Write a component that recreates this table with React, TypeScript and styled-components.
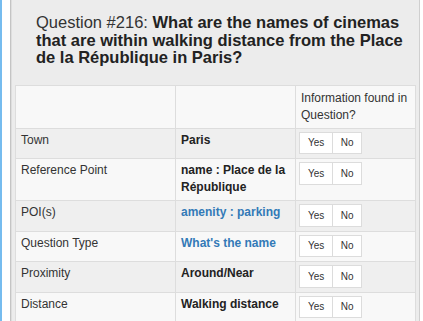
import React from "react";
import styled, { createGlobalStyle } from "styled-components";

const Global = createGlobalStyle`
  html, body { margin: 0; padding: 0; background: #fff; }
  body { font-family: "Liberation Sans", Arial, sans-serif; color: #333; }
`;

const Page = styled.div`
  display: flex;
  align-items: stretch;
  height: 321px;
  overflow: hidden;
`;

const Strip = styled.div`
  width: 2px;
  flex: none;
  background: #76bcef;
  margin-right: 8px;
`;

const Panel = styled.div`
  width: 400px;
  flex: none;
  background: #ececec;
  border-left: 1px solid #c4c4c4;
  border-right: 1px solid #cfcfcf;
  box-shadow: inset 1px 0 0 #dedede;
  padding: 14px 4px 0;
`;

const Title = styled.h3`
  margin: 0 0 18px 21px;
  width: 368px;
  font-size: 16.5px;
  line-height: 17.5px;
  font-weight: normal;
  color: #333;
`;

const Strong = styled.strong`
  font-weight: bold;
  color: #222;
`;

const Table = styled.table`
  width: 400px;
  border-collapse: collapse;
  table-layout: fixed;
  font-size: 12px;
  line-height: 17px;
  border: 1px solid #dddddd;
`;

const Row = styled.tr<{ $dark?: boolean }>`
  background: ${(p) => (p.$dark ? "#efefef" : "#f8f8f8")};
`;

const Cell = styled.td<{ $w?: number; $head?: boolean }>`
  ${(p) => (p.$w ? `width: ${p.$w}px;` : "")}
  padding: ${(p) => (p.$head ? "4px 5px 4px" : "3px 5px 4px")};
  border: 1px solid #dddddd;
  vertical-align: top;
  box-sizing: border-box;
`;

const Value = styled.span<{ $link?: boolean }>`
  font-weight: bold;
  color: ${(p) => (p.$link ? "#337ab7" : "#222")};
`;

const Group = styled.div`
  display: inline-flex;
  vertical-align: top;
  margin-left: -2px;
  height: 22.5px;
`;

const Btn = styled.span<{ $last?: boolean }>`
  display: flex;
  align-items: center;
  justify-content: center;
  height: 22.5px;
  box-sizing: border-box;
  padding: 0 ${(p) => (p.$last ? "7.5px" : "8px")};
  background: #fff;
  border: 1px solid #dcdcdc;
  ${(p) => (p.$last ? "border-left: none;" : "")}
  font-size: 10px;
  color: #333;
`;

const YesNo = () => (
  <Group>
    <Btn>Yes</Btn>
    <Btn $last>No</Btn>
  </Group>
);

const rows: { label: string; value: string; link?: boolean }[] = [
  { label: "Town", value: "Paris" },
  { label: "Reference Point", value: "name : Place de la République" },
  { label: "POI(s)", value: "amenity : parking", link: true },
  { label: "Question Type", value: "What's the name", link: true },
  { label: "Proximity", value: "Around/Near" },
  { label: "Distance", value: "Walking distance" },
];

export default function App() {
  return (
    <>
      <Global />
      <Page>
        <Strip />
        <Panel>
          <Title>
            Question #216:{" "}
            <Strong>
              What are the names of cinemas that are within walking distance
              from the Place de la République in Paris?
            </Strong>
          </Title>
          <Table>
            <tbody>
              <Row>
                <Cell $w={160} $head></Cell>
                <Cell $w={120} $head></Cell>
                <Cell $w={120} $head>
                  Information found in Question?
                </Cell>
              </Row>
              {rows.map((r, i) => (
                <Row key={r.label} $dark={i % 2 === 0}>
                  <Cell>{r.label}</Cell>
                  <Cell>
                    <Value $link={r.link}>{r.value}</Value>
                  </Cell>
                  <Cell>
                    <YesNo />
                  </Cell>
                </Row>
              ))}
            </tbody>
          </Table>
        </Panel>
      </Page>
    </>
  );
}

-- -- --

Transcribe all of the material exactly, leaving out whatever pictures it contains.

Task answer:
Write a component that recreates this table with React, TypeScript and styled-components.
import React from "react";
import styled, { createGlobalStyle } from "styled-components";

const Global = createGlobalStyle`
  html, body { margin: 0; padding: 0; background: #fff; }
  body { font-family: "Liberation Sans", Arial, sans-serif; color: #333; }
`;

const Page = styled.div`
  display: flex;
  align-items: stretch;
  height: 321px;
  overflow: hidden;
`;

const Strip = styled.div`
  width: 2px;
  flex: none;
  background: #76bcef;
  margin-right: 8px;
`;

const Panel = styled.div`
  width: 400px;
  flex: none;
  background: #ececec;
  border-left: 1px solid #c4c4c4;
  border-right: 1px solid #cfcfcf;
  box-shadow: inset 1px 0 0 #dedede;
  padding: 14px 4px 0;
`;

const Title = styled.h3`
  margin: 0 0 18px 21px;
  width: 368px;
  font-size: 16.5px;
  line-height: 17.5px;
  font-weight: normal;
  color: #333;
`;

const Strong = styled.strong`
  font-weight: bold;
  color: #222;
`;

const Table = styled.table`
  width: 400px;
  border-collapse: collapse;
  table-layout: fixed;
  font-size: 12px;
  line-height: 17px;
  border: 1px solid #dddddd;
`;

const Row = styled.tr<{ $dark?: boolean }>`
  background: ${(p) => (p.$dark ? "#efefef" : "#f8f8f8")};
`;

const Cell = styled.td<{ $w?: number; $head?: boolean }>`
  ${(p) => (p.$w ? `width: ${p.$w}px;` : "")}
  padding: ${(p) => (p.$head ? "4px 5px 4px" : "3px 5px 4px")};
  border: 1px solid #dddddd;
  vertical-align: top;
  box-sizing: border-box;
`;

const Value = styled.span<{ $link?: boolean }>`
  font-weight: bold;
  color: ${(p) => (p.$link ? "#337ab7" : "#222")};
`;

const Group = styled.div`
  display: inline-flex;
  vertical-align: top;
  margin-left: -2px;
  height: 22.5px;
`;

const Btn = styled.span<{ $last?: boolean }>`
  display: flex;
  align-items: center;
  justify-content: center;
  height: 22.5px;
  box-sizing: border-box;
  padding: 0 ${(p) => (p.$last ? "7.5px" : "8px")};
  background: #fff;
  border: 1px solid #dcdcdc;
  ${(p) => (p.$last ? "border-left: none;" : "")}
  font-size: 10px;
  color: #333;
`;

const YesNo = () => (
  <Group>
    <Btn>Yes</Btn>
    <Btn $last>No</Btn>
  </Group>
);

const rows: { label: string; value: string; link?: boolean }[] = [
  { label: "Town", value: "Paris" },
  { label: "Reference Point", value: "name : Place de la République" },
  { label: "POI(s)", value: "amenity : parking", link: true },
  { label: "Question Type", value: "What's the name", link: true },
  { label: "Proximity", value: "Around/Near" },
  { label: "Distance", value: "Walking distance" },
];

export default function App() {
  return (
    <>
      <Global />
      <Page>
        <Strip />
        <Panel>
          <Title>
            Question #216:{" "}
            <Strong>
              What are the names of cinemas that are within walking distance
              from the Place de la République in Paris?
            </Strong>
          </Title>
          <Table>
            <tbody>
              <Row>
                <Cell $w={160} $head></Cell>
                <Cell $w={120} $head></Cell>
                <Cell $w={120} $head>
                  Information found in Question?
                </Cell>
              </Row>
              {rows.map((r, i) => (
                <Row key={r.label} $dark={i % 2 === 0}>
                  <Cell>{r.label}</Cell>
                  <Cell>
                    <Value $link={r.link}>{r.value}</Value>
                  </Cell>
                  <Cell>
                    <YesNo />
                  </Cell>
                </Row>
              ))}
            </tbody>
          </Table>
        </Panel>
      </Page>
    </>
  );
}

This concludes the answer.